● **The request**: Without the pictures, print the lines running from the beginning of the material to the line containing "import React from", both ends included.

──────

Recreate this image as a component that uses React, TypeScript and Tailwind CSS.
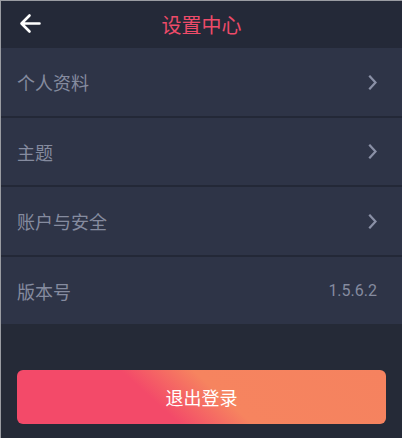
import React from "react";

const Chevron = () => (
  <svg width="10" height="15" viewBox="0 0 10 15" className="shrink-0">
    <path d="M2 1.5 L7.5 7.5 L2 13.5" fill="none" stroke="#8a90a6" strokeWidth="2.2" strokeLinecap="square" />
  </svg>
);

const rows: { label: string; h: string; value?: string }[] = [
  { label: "个人资料", h: "h-[68px]" },
  { label: "主题", h: "h-[67px]" },
  { label: "账户与安全", h: "h-[68px]" },
  { label: "版本号", h: "h-[67px]", value: "1.5.6.2" },
];

export default function App() {
  return (
    <div
      className="w-[402px] h-[438px] bg-[#252a37] border-l border-t border-[#9a9ca2] overflow-hidden flex flex-col"
      style={{ fontFamily: '"Noto Sans CJK SC", "Noto Sans", sans-serif' }}
    >
      <div className="h-[47px] shrink-0 bg-[#242938] relative flex items-center justify-center">
        <svg width="22" height="22" viewBox="0 0 22 22" className="absolute left-[18px] top-[12px]">
          <path d="M3 10.5 H20.5 M10.5 2.5 L2.5 10.5 L10.5 18.5" fill="none" stroke="#ffffff" strokeWidth="2.6" strokeLinecap="round" strokeLinejoin="round" />
        </svg>
        <span className="text-[20px] text-[#ee4b69] leading-none tracking-[0px]">设置中心</span>
      </div>
      <div className="flex flex-col">
        {rows.map((r, i) => (
          <div key={r.label} className="flex flex-col">
            <div className={`${r.h} bg-[#2e3447] flex items-center justify-between pl-[16px] pr-[24px]`}>
              <span className="text-[18px] text-[#858b9f] leading-none">{r.label}</span>
              {r.value ? (
                <span className="text-[16px] text-[#858b9f] leading-none pr-[1px]" style={{ fontFamily: 'Roboto, "Noto Sans", sans-serif' }}>
                  {r.value}
                </span>
              ) : (
                <Chevron />
              )}
            </div>
            {i < rows.length - 1 && <div className="h-[2px] bg-[#232837]" />}
          </div>
        ))}
      </div>
      <div className="px-[16px] pt-[46px]">
        <button className="w-[369px] h-[54px] rounded-[6px] bg-[linear-gradient(42deg,#f34a69_38%,#f6845f_55%,#f5825f_100%)] flex items-center justify-center">
          <span className="text-[18px] text-white leading-none">退出登录</span>
        </button>
      </div>
    </div>
  );
}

──────

● **Exercise answer**:
Recreate this image as a component that uses React, TypeScript and Tailwind CSS.
import React from "react";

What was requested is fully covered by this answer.